The Ibn Khaldun Chair of Islamic Studies at American University, Ahmed is a longtime activist in interfaith dialogue. For the past two years, he and Judea Pearl, the father of slain Wall Street Journal reporter Daniel Pearl, have led public dialogues nationwide on Muslim-Jewish reconciliation. Last June, he led a conversation at the museum on "How to tackle Anti-Semitism and Anti-Americanism in the Muslim world."

Nihad Awad, CAIR's executive director of the Council on Islamic-American Relations, said "misguided people" are wrong to question whether the Holocaust took place. "Belittling the suffering of any people contradicts Islamic teachings and the actions of the prophet Muhammad. It's a red line that no one should cross."

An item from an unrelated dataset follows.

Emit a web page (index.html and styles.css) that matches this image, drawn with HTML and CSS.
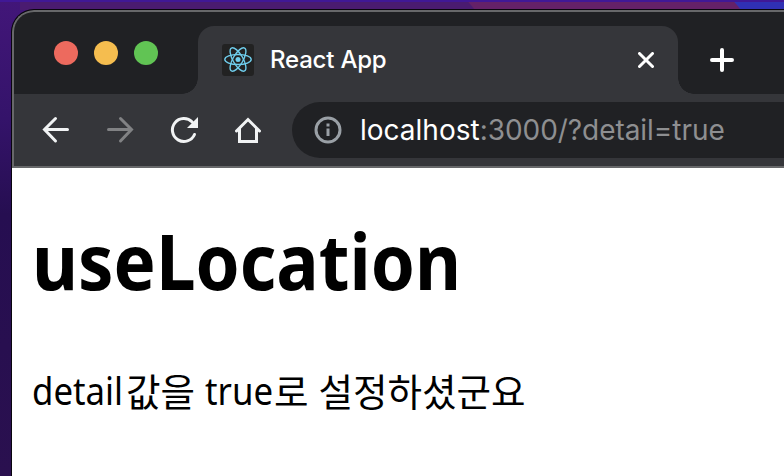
FILE: index.html
```html
<!DOCTYPE html>
<html lang="ko">
<head>
<meta charset="utf-8">
<title>React App</title>
<link rel="stylesheet" href="styles.css">
</head>
<body>
<div class="desktop">
  <div class="window">
    <header class="tabstrip">
      <div class="lights"><i class="red"></i><i class="yellow"></i><i class="green"></i></div>
      <div class="tab">
        <svg class="favicon" viewBox="0 0 32 32" fill="none" stroke="#6fcdec" stroke-width="1.4">
          <rect width="32" height="32" rx="3" fill="#222" stroke="none"/>
          <ellipse cx="16" cy="15.5" rx="13.2" ry="5"/>
          <ellipse cx="16" cy="15.5" rx="13.2" ry="5" transform="rotate(60 16 15.5)"/>
          <ellipse cx="16" cy="15.5" rx="13.2" ry="5" transform="rotate(120 16 15.5)"/>
          <circle cx="16" cy="15.5" r="2.5" fill="#6fcdec" stroke="none"/>
        </svg>
        <span class="tab-title">React App</span>
        <svg class="close" viewBox="0 0 16 16"><path d="M1.5 1.5 14.5 14.5M14.5 1.5 1.5 14.5"/></svg>
      </div>
      <svg class="plus" viewBox="0 0 24 24"><path d="M12 2V22M2 12H22"/></svg>
    </header>
    <nav class="toolbar">
      <svg class="icon" viewBox="0 0 32 32"><path d="M27.5 15.5H5M15.5 4.5 4.5 15.500 15.500 27" /></svg>
      <svg class="icon dim" viewBox="0 0 32 32"><path d="M4.500 15.500H27M16.500 4.500 27.500 15.500 16.500 27"/></svg>
      <svg class="icon" viewBox="0 0 32 32"><path d="M26.500 20.500A11.500 11.500 0 1 1 24.200 8"/><path class="solid" d="M30 3V14H19Z"/></svg>
      <svg class="icon home" viewBox="0 0 32 32"><path d="M4.500 17 16 5.500 27.500 17M7.500 14.500V27.500H24.500V14.500"/></svg>
      <div class="omnibox">
        <svg class="info" viewBox="0 0 28 28"><circle cx="14" cy="14" r="12"/><path d="M14 12.500V20M14 7.500V10.500"/></svg>
        <span class="host">localhost</span><span class="path">:3000/?detail=true</span>
      </div>
    </nav>
    <main class="page">
      <h1>useLocation</h1>
      <p><span class="detail">detail</span><span class="ko">값을</span><span class="true">true</span><span class="ko">로</span><span class="ko last">설정하셨군요</span></p>
    </main>
  </div>
</div>
</body>
</html>
```
FILE: styles.css
```css
*, *::before, *::after { box-sizing: border-box; }
body { margin: 0; overflow: hidden; }
.desktop {
  width: 784px; height: 476px; padding: 10px 0 0 12px; overflow: hidden;
  background:
    linear-gradient(#401896, #401896) 0 0 / 100% 2px no-repeat,
    linear-gradient(50deg, transparent 0 8px, #3030b4 9px) 730px 0 / 54px 10px no-repeat,
    linear-gradient(50deg, transparent 0 8px, #642168 9px) 464px 0 / 278px 10px no-repeat,
    linear-gradient(#4a1b70, #4a1b70) 20px 0 / 764px 10px no-repeat,
    linear-gradient(#421679, #34136a 25%, #260e51 45%, #2a104f);
}
.window {
  position: relative; width: 800px; height: 480px; overflow: hidden;
  border-radius: 22px 0 0 0; background: #202124; box-shadow: 0 0 0 1px #09050e;
}
.window::after {
  content: ""; position: absolute; inset: 0 0 auto 0; height: 158px;
  border: solid #67686a; border-width: 2px 0 2px 2px; border-radius: 22px 0 0 0;
}
.tabstrip { display: flex; height: 84px; padding-top: 16px; }
.lights { display: flex; gap: 16px; width: 186px; padding: 15px 0 0 42px; }
.lights i { width: 24px; height: 24px; border-radius: 50%; }
.red { background: #ed6a5e; }
.yellow { background: #f5bd4f; }
.green { background: #61c454; }
.tab {
  position: relative; display: flex; align-items: center; width: 480px; height: 68px;
  padding: 0 24px; border-radius: 16px 16px 0 0; background: #35363a;
}
.tab::before, .tab::after {
  content: ""; position: absolute; bottom: 0; width: 16px; height: 16px;
}
.tab::before { left: -16px; background: radial-gradient(circle at 0 0, transparent 15.5px, #35363a 16px); }
.tab::after { right: -16px; background: radial-gradient(circle at 100% 0, transparent 15.5px, #35363a 16px); }
.favicon { width: 32px; height: 32px; }
.tab-title { margin-left: 16px; color: #fff; font: 450 24px/32px Inter, sans-serif; letter-spacing: -0.2px; }
.close { width: 16px; height: 16px; margin-left: auto; fill: none; stroke: #fff; stroke-width: 3; stroke-linecap: round; }
.plus { width: 24px; height: 24px; margin: 22px 0 0 32px; fill: none; stroke: #fff; stroke-width: 4; stroke-linecap: round; }
.toolbar { display: flex; align-items: center; height: 74px; padding: 0 0 2px 28px; background: #35363a; }
.icon { width: 32px; height: 32px; margin-right: 32px; fill: none; stroke: #f1f3f4; stroke-width: 3; stroke-linecap: round; }
.icon .solid { fill: #f1f3f4; stroke: none; }
.dim { stroke: #818284; }
.home { margin-right: 28px; }
.omnibox {
  display: flex; align-items: center; flex: 1; height: 56px; padding-left: 22px;
  border-radius: 28px 0 0 28px; background: #202124; font: 400 28px/36px Inter, sans-serif; white-space: nowrap;
}
.info { width: 28px; height: 28px; margin-right: 18px; fill: none; stroke: #9aa0a6; stroke-width: 3; }
.host { color: #fff; }
.path { color: #8e8f91; letter-spacing: -0.05px; }
.page { height: 330px; padding: 39px 0 0 20px; background: #fff; color: #000; font-family: "Noto Sans", "Noto Sans CJK KR", sans-serif; }
h1 { width: max-content; margin: 0; font-size: 77px; font-weight: 700; line-height: 108px; transform: scaleX(0.92); transform-origin: 0 0; }
p { display: flex; margin: 48px 0 0; font-size: 38px; line-height: 54px; white-space: nowrap; }
.detail, .true { transform: scaleX(0.915); transform-origin: 0 0; }
.detail { width: 94px; }
.true { width: 69px; margin-left: 10px; }
.ko { font-family: "Noto Sans CJK KR", sans-serif; font-size: 37.5px; }
.last { margin-left: 10px; }
```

A Palestinian who grew up in Amman, Jordan, Awad acknowledged that Jews and Muslims have differences on contemporary issues such as the Israeli-Palestinian conflict. But, he said Muslims are reflecting their faith when they sympathize with how Jews suffered in Europe, and cited a Koranic verse: "Let not the dispute with other people make you swerve you from being just."

Halina Peabody, 74, was one of the Holocaust survivors attending last week's event. The Bethesda resident said she was "overwhelmed with happiness" at this gesture by Muslim leaders.

"This makes me believe there are moderate Muslims, but I keep wondering if they are living under a cloud and are in danger of being assassinated," she worried.

Peabody, her sister and mother had survived the war in their native Poland after buying papers from a priest certifying that they were Catholic.

Another survivor, Silver Spring's Johanna Neumann, and her parents were saved by Njazi and Liza Pilku, Albanian Muslims whose names are inscribed at the Holocaust museum and Yad Vashem among the "Righteous Among the Nations."

The Pilkus hid Neumann's father during the war while the teenage Johanna and her mother passed themselves off as members of the Pilku family.

When Magid lit a candle commemorating victims of the Holocaust, he mentioned the Pilkus. Neumann, 76, was impressed, saying, "I mentioned their name only once in a conversation with him before the candlelighting ceremony."

She and her parents had fled their home in Hamburg, Germany, in early 1939, shortly after Kristallnacht ("Night of the Broken Glass") in November 1938, the date often used to mark the onset of the Holocaust.

On the day after the museum ceremony, Magid led a delegation of 100 Muslims on the annual hajj to Mecca. He said that once he returned, he wanted to invite Neumann to address youth at the Sterling mosque. This would not be the first time that ADAMS reached out to the Jewish community. Last April, it hosted a Jewish-Muslim Passover seder for 30 people in the mosque.

Neumann said she would be pleased to speak there.

"Education is the best way to counteract negative propaganda. I can tell them about how my own experiences and how Albanian Muslims saved more than a thousand Jews from the Nazis," she said. "This is a historical fact that no one can dispute."